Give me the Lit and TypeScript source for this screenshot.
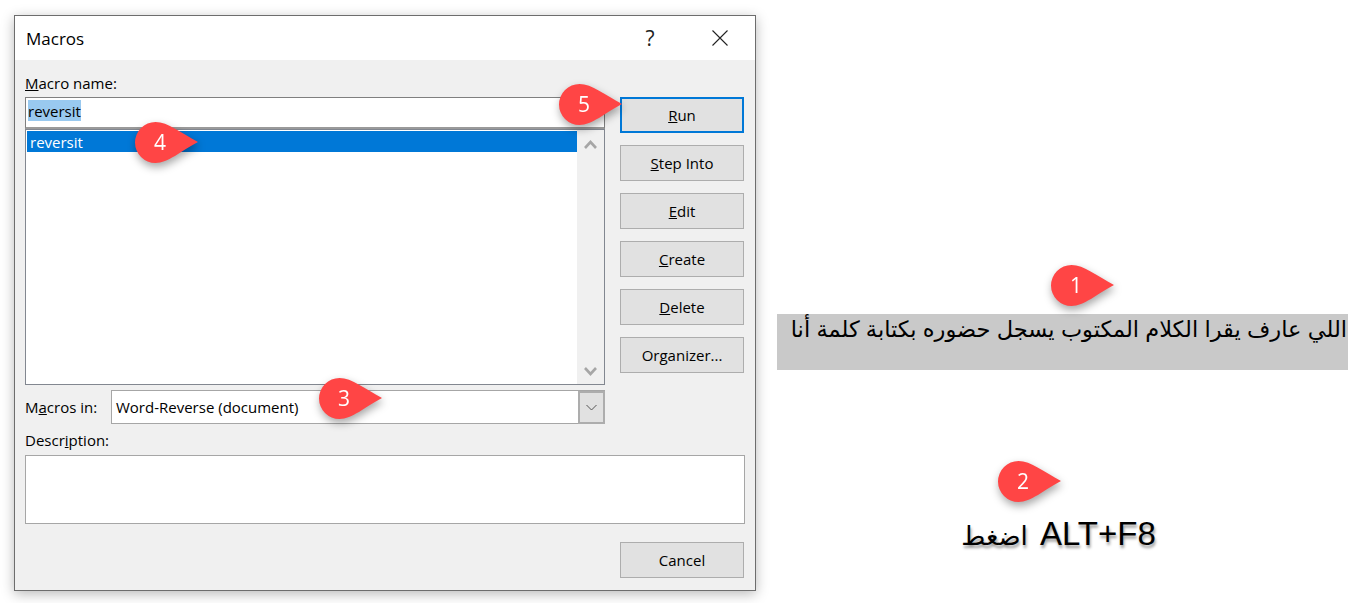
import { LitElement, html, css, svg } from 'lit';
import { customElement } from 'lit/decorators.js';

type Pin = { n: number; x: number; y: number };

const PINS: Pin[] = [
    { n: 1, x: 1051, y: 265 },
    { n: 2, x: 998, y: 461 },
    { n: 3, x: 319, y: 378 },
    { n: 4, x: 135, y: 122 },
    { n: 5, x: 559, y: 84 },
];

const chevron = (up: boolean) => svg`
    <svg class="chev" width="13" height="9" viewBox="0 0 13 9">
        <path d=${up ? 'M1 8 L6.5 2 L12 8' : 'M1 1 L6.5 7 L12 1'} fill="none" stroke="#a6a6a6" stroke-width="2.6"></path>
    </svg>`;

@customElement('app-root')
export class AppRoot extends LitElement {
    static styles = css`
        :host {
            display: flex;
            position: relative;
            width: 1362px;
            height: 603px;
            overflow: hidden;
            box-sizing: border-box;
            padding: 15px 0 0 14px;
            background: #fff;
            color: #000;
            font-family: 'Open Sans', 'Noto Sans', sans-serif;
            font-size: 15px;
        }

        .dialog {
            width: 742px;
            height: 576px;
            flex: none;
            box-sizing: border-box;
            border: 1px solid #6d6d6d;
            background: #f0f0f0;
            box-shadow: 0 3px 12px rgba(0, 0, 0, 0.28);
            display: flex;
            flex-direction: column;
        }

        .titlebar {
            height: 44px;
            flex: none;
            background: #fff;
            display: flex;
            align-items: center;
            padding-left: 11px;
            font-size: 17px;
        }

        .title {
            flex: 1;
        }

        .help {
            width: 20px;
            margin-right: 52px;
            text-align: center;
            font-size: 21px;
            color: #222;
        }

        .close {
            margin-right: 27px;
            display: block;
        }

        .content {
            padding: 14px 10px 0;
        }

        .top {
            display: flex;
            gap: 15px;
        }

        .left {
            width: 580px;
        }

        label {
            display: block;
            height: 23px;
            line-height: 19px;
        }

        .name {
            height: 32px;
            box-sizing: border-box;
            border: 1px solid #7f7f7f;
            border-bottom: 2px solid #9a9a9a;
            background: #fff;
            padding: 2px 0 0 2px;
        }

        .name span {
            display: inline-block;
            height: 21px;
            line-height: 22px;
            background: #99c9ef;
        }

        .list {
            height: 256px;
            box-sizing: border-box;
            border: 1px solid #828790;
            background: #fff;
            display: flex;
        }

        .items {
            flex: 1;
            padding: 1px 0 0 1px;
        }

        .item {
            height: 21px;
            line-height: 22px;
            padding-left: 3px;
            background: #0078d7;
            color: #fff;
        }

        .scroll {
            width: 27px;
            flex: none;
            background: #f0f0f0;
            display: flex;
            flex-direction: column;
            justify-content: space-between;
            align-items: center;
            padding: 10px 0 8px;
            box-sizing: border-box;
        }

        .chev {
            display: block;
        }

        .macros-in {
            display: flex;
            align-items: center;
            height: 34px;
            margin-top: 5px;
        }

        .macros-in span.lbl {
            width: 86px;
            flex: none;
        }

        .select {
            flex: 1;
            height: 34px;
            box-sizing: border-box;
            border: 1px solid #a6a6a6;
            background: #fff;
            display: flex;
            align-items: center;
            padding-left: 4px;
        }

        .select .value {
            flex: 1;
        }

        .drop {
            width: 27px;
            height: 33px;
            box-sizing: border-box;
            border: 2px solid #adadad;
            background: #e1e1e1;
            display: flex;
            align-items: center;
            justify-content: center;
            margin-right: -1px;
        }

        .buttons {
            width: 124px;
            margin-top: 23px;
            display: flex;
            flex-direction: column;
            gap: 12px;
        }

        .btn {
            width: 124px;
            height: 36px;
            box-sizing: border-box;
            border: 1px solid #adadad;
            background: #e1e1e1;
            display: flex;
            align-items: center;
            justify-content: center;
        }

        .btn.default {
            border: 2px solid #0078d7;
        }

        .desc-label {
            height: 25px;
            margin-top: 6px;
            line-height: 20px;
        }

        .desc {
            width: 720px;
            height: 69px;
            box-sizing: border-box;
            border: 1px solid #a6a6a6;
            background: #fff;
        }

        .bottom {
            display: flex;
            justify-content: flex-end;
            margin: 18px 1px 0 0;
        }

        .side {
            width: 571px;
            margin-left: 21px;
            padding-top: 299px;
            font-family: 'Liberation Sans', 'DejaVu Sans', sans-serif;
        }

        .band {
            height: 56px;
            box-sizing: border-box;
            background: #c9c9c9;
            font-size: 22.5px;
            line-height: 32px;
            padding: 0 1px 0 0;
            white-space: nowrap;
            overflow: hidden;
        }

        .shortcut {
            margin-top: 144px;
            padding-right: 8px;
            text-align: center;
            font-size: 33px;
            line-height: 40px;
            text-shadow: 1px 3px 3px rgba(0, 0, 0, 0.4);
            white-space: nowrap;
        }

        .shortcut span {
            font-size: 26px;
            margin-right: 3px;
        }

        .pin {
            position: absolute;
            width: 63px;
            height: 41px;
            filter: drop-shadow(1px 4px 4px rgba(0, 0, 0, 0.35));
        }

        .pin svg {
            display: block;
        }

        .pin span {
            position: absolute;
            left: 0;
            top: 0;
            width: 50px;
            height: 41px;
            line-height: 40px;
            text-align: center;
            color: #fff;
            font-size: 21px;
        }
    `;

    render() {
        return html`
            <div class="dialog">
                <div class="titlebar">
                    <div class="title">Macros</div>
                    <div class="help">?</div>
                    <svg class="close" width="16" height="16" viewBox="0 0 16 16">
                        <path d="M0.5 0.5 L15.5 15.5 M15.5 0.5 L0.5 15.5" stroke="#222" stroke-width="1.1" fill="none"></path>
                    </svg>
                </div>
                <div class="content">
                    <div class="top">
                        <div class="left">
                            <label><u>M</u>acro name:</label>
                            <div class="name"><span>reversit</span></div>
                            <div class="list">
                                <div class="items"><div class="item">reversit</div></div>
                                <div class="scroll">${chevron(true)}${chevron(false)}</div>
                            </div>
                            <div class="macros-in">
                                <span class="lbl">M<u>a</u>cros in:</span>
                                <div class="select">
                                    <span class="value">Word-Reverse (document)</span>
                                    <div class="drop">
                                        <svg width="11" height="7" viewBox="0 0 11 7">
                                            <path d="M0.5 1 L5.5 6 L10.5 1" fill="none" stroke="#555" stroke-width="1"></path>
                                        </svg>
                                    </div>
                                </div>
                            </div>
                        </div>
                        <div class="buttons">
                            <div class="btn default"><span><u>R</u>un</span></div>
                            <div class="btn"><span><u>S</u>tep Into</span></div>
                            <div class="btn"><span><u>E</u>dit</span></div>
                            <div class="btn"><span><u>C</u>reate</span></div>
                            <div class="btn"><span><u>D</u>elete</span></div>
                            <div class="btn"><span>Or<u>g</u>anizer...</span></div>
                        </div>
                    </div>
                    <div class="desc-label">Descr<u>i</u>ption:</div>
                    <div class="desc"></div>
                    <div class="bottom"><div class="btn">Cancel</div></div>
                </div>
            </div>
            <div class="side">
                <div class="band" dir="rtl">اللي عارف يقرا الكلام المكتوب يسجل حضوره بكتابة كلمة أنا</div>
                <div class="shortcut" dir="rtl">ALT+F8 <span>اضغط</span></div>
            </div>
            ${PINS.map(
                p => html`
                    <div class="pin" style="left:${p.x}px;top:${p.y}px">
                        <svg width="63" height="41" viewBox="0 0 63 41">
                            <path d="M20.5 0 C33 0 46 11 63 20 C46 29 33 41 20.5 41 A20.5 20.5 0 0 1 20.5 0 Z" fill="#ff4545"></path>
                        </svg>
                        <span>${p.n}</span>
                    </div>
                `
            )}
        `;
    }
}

*Exercise aim*
Make an exact copy of the lines from the top of the material through the line with "number; x: number;", pictures excluded.

*Completed exercise*
Give me the Lit and TypeScript source for this screenshot.
import { LitElement, html, css, svg } from 'lit';
import { customElement } from 'lit/decorators.js';

type Pin = { n: number; x: number; y: number };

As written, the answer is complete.